You might remember Virginia Foxx. The Republican North Carolina representative once said it was a “hoax” that Matthew Shepard's murder was motivated by his sexual orientation. She made the statement because she was trying to stop the Local Law Enforcement Hate Crimes Prevention Act aka the Matthew Shepard Act from being enacted.
Foxx later reportedly sent a letter to Shepard's mother Judy:
“She told WXII that she sent a handwritten note to…Shepard's mother, saying that ‘if I said anything that offended her, I certainly apologize for it and know that she's hurting, and I would never do anything to add to that.' The Matthew Shepard Foundation confirmed that Judy Shepard received Foxx's note, but offered no comment on it. ‘We are not commenting any further on Rep. Foxx's remarks on the House floor, or anything that was contained in a letter,' Logan Shepard, the foundation's communications associate, wrote in an e-mail… Foxx declined to say in the WXII interview whether she now considers Shepard's death a hate crime.”
Politico reports that Foxx is poised to head the House Education and the Workforce Committee and plans to destroy Obama's legacy in education:
Foxx, who boasts she was “tea party before the tea party started,” is blunt about her agenda: She says she will do everything possible to expunge most of Obama's education legacy. She is a strong supporter of school choice as President-elect Donald Trump rolls out his $20 billion school choice plan emphasizing vouchers — and she expects to have an ally in Trump's pick for education secretary, Betsy DeVos.
“I'm going to push to diminish the role of the federal government in everything it's in that isn't in the Constitution,” Foxx said in an interview in her district. “That's education, health care. All the things that the federal government does that it should not be doing. I'm happy to diminish its role.”

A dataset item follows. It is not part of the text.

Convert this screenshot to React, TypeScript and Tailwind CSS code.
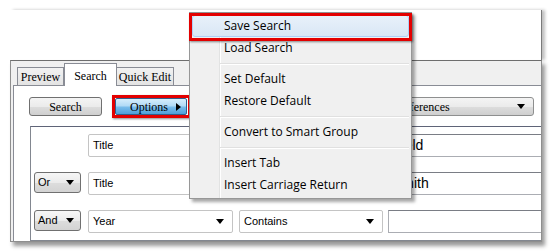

And surprise, one of her targets, among many you can read about in the Politico story, is civil rights:
She wants to re-examine the role of the Education Department's Office for Civil Rights, which conservatives revile for its focus on issues such as campus sexual assault and bathroom access for transgender students. “The office deserves some scrutiny, let me just put it that way,” Foxx said.